FRANKFURT, July 3 (Reuters) - Banks that do not lend after receiving cheap loans from the European Central Bank's new funding programme will be made to pay the money back, ECB President Mario Draghi said on Thursday.

"If the bank doesn't give evidence they have produced some net lending with respect to the benchmark, they will have to pay back," Draghi told a news conference after the ECB left interest rates unchanged.

The ECB is keen to avoid a repeat of what happened with its previous round of cheap funding, much of which euro zone banks used to buy up debt of their governments, tightening links between them that had proved problematic during the crisis.

Giving broad details earlier of the new TLTRO lending programme, Draghi said banks could participate either individually or as a group if certain criteria are met.

They will initially be allowed to borrow a sum equal to 7 percent of the total amount at April 30, 2014 of their loans to the euro area non-financial private sector, excluding loans for house purchases, at operations on Sept. 18 and Dec. 11.

"Banks can draw additional allowances under the programme if they generate eligible lending over the first two years of the programme in excess of a given benchmark," Draghi said.

This will be equivalent to three times the difference between their actual eligible lending and their benchmark, and can be borrowed via six TLTRO quarterly operations running from March 2015 to June 2016.

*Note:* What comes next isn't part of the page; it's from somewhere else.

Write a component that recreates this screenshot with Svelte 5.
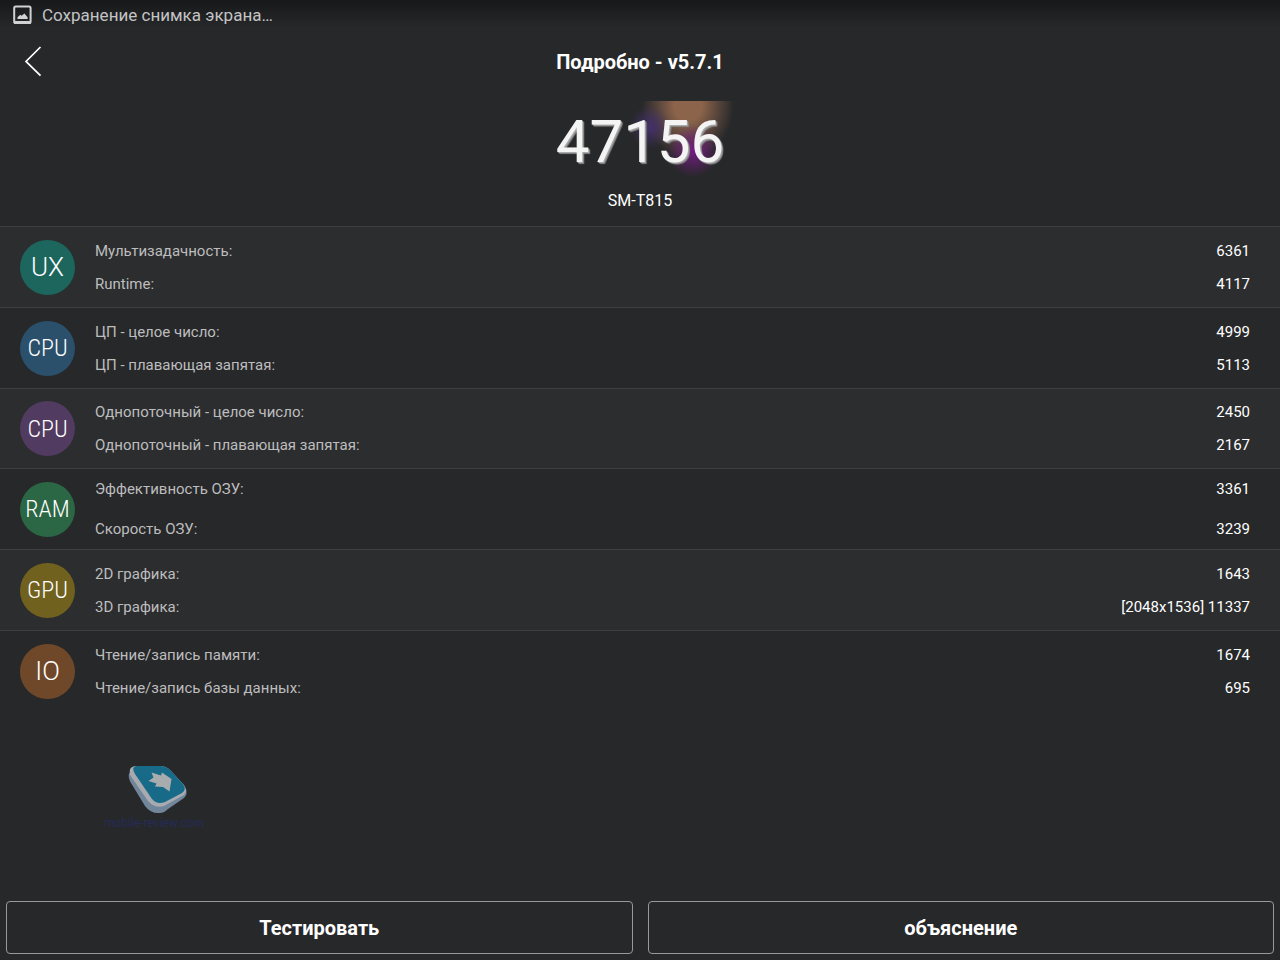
<script lang="ts">
  interface Line {
    label: string;
    value: string;
  }

  interface Group {
    badge: string;
    color: string;
    spread?: boolean;
    lines: Line[];
  }

  const groups: Group[] = [
    {
      badge: 'UX',
      color: '#1c665e',
      lines: [
        { label: 'Мультизадачность:', value: '6361' },
        { label: 'Runtime:', value: '4117' },
      ],
    },
    {
      badge: 'CPU',
      color: '#2b506c',
      lines: [
        { label: 'ЦП - целое число:', value: '4999' },
        { label: 'ЦП - плавающая запятая:', value: '5113' },
      ],
    },
    {
      badge: 'CPU',
      color: '#513b60',
      lines: [
        { label: 'Однопоточный - целое число:', value: '2450' },
        { label: 'Однопоточный - плавающая запятая:', value: '2167' },
      ],
    },
    {
      badge: 'RAM',
      color: '#2b6745',
      spread: true,
      lines: [
        { label: 'Эффективность ОЗУ:', value: '3361' },
        { label: 'Скорость ОЗУ:', value: '3239' },
      ],
    },
    {
      badge: 'GPU',
      color: '#70611f',
      lines: [
        { label: '2D графика:', value: '1643' },
        { label: '3D графика:', value: '[2048x1536] 11337' },
      ],
    },
    {
      badge: 'IO',
      color: '#6f4829',
      lines: [
        { label: 'Чтение/запись памяти:', value: '1674' },
        { label: 'Чтение/запись базы данных:', value: '695' },
      ],
    },
  ];
</script>

<div class="screen">
  <div class="status">
    <svg width="20" height="20" viewBox="0 0 20 20" aria-hidden="true">
      <rect x="2.2" y="1.5" width="16.4" height="16.6" rx="1.6" fill="none" stroke="#d2d2d2" stroke-width="2" />
      <path d="M2 16h17v2.8H2z" fill="#d2d2d2" />
      <path d="M5.5 14v-1.7L8.3 9.8l1.4 1 2.7-2.3 3.2 3.8V14z" fill="#d2d2d2" />
    </svg>
    <span>Сохранение снимка экрана…</span>
  </div>

  <header>
    <button type="button" class="back" aria-label="Назад">
      <svg width="18" height="32" viewBox="0 0 18 32" aria-hidden="true">
        <path d="M16.5 1 2 15.4 16.5 29.6" fill="none" stroke="#fff" stroke-width="1.7" />
      </svg>
    </button>
    <h1>Подробно - v5.7.1</h1>
  </header>

  <section class="total">
    <strong class="score">47156</strong>
    <span class="model">SM-T815</span>
  </section>

  <ul class="groups">
    {#each groups as group}
      <li class="group">
        <span class="badge" class:long={group.badge.length > 2} style={`background:${group.color}`}>{group.badge}</span>
        <dl class:spread={group.spread}>
          {#each group.lines as line}
            <div class="line">
              <dt>{line.label}</dt>
              <dd>{line.value}</dd>
            </div>
          {/each}
        </dl>
      </li>
    {/each}
  </ul>

  <div class="mark">
    <svg width="60" height="50" viewBox="0 0 60 50" aria-hidden="true">
      <path d="M1 8 Q0 13 3 18 L17 41 Q23 49 32 48 Q36 48 40 44 L56 33 Q60 29 58 24 L30 20z" fill="#71859b" />
      <path d="M7 1 Q0 2 2 10 L20 36 Q27 44 36 41 L56 30 Q60 26 56 20 L42 5 Q38 1 32 1z" fill="#a7abaf" />
      <path d="M8 1 Q3 2 7 9 L24 34 Q29 40 37 37 L54 28 Q59 25 55 19 L42 5 Q38 1 32 1z" fill="#176a88" />
      <path d="M23.5 7.5 33 10.5 34 7.5 43.5 14 41.5 26.5 35 22 27 21.5 28.5 18.5 20.5 16 25.5 12.5z" fill="#a9acae" />
    </svg>
    <span>mobile-review.com</span>
  </div>

  <footer>
    <button type="button">Тестировать</button>
    <button type="button">объяснение</button>
  </footer>
</div>

<style>
  :global(body) {
    margin: 0;
    background: #27282a;
  }
  .screen {
    min-height: 100vh;
    box-sizing: border-box;
    display: flex;
    flex-direction: column;
    background: linear-gradient(#17181a, #27282a 28px);
    color: #fff;
    font-family: Roboto, 'Noto Sans', sans-serif;
  }

  .status {
    display: flex;
    align-items: center;
    gap: 10px;
    height: 30px;
    padding: 0 12px;
    color: #c4c4c4;
    font-size: 17px;
    line-height: 20px;
  }

  header {
    display: grid;
    grid-template-columns: 1fr auto 1fr;
    align-items: center;
    height: 64px;
    padding: 0 24px;
  }
  .back {
    justify-self: start;
    display: flex;
    padding: 0;
    border: 0;
    background: transparent;
  }
  h1 {
    margin: 0;
    font-size: 20px;
    line-height: 24px;
    font-weight: 700;
  }

  .total {
    display: flex;
    flex-direction: column;
    align-items: center;
    gap: 8px;
    padding: 7px 0 15px;
  }
  .score {
    position: relative;
    isolation: isolate;
    font-size: 60px;
    line-height: 82px;
    font-weight: 400;
    color: #f4f4f4;
    text-shadow: 1px 1px 0 #aaa, 2px 2px 1px #888;
  }
  /* coloured glow behind the last digits */
  .score::before {
    content: '';
    position: absolute;
    z-index: -1;
    inset: 0 -16px 0 60px;
    background:
      radial-gradient(ellipse 26px 26px at 77px 50px, #741b82, transparent),
      radial-gradient(ellipse 20px 22px at 34px 26px, #44306c, transparent),
      radial-gradient(ellipse 46px 54px at 72px 4px, #8c644b 30%, #79594699 65%, transparent);
  }
  .model {
    font-size: 16px;
    line-height: 20px;
  }

  .groups {
    margin: 0;
    padding: 0;
    list-style: none;
  }
  .group {
    display: flex;
    align-items: center;
    gap: 20px;
    height: 80px;
    padding: 0 30px 0 20px;
    border-top: 1px solid #3d3e40;
  }
  .group:nth-child(odd) {
    background: #2c2d2f;
  }
  .group:nth-child(3) {
    height: 79px;
  }
  .badge {
    flex: none;
    display: grid;
    place-items: center;
    width: 55px;
    height: 55px;
    border-radius: 50%;
    font-size: 26px;
    font-weight: 300;
    line-height: 32px;
  }
  .badge.long {
    font-family: 'Roboto Condensed', Roboto, sans-serif;
    font-size: 24px;
  }
  dl {
    flex: 1;
    display: flex;
    flex-direction: column;
    gap: 13px;
    margin: 0;
  }
  dl.spread {
    gap: 20px;
  }
  .line {
    display: flex;
    justify-content: space-between;
    font-size: 15px;
    line-height: 20px;
  }
  dt {
    color: #bdbdbe;
  }
  dd {
    margin: 0;
  }

  .mark {
    align-self: flex-start;
    display: flex;
    flex-direction: column;
    align-items: center;
    margin: 54px 0 0 104px;
    font-size: 12px;
    line-height: 16px;
    color: #252b58;
  }
  .mark svg {
    margin-left: 8px;
  }

  footer {
    display: flex;
    gap: 15px;
    margin-top: auto;
    padding: 6px;
  }
  footer button {
    flex: 1;
    height: 53px;
    border: 1px solid #98999a;
    border-radius: 4px;
    background: transparent;
    color: #fff;
    font: 700 20px/24px Roboto, 'Noto Sans', sans-serif;
  }
</style>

There will be different benchmarks for banks that are currently expanding their loan portfolios and banks that have decreased their lending to the real economy, although these will be harmonised after a year, Draghi said.

"By devising these two benchmarks, we took into account that for some banks deleveraging is necessary," said Draghi.

"We certainly don't want to discourage that. It is part of the adjustment process towards a more sustainable finance structure."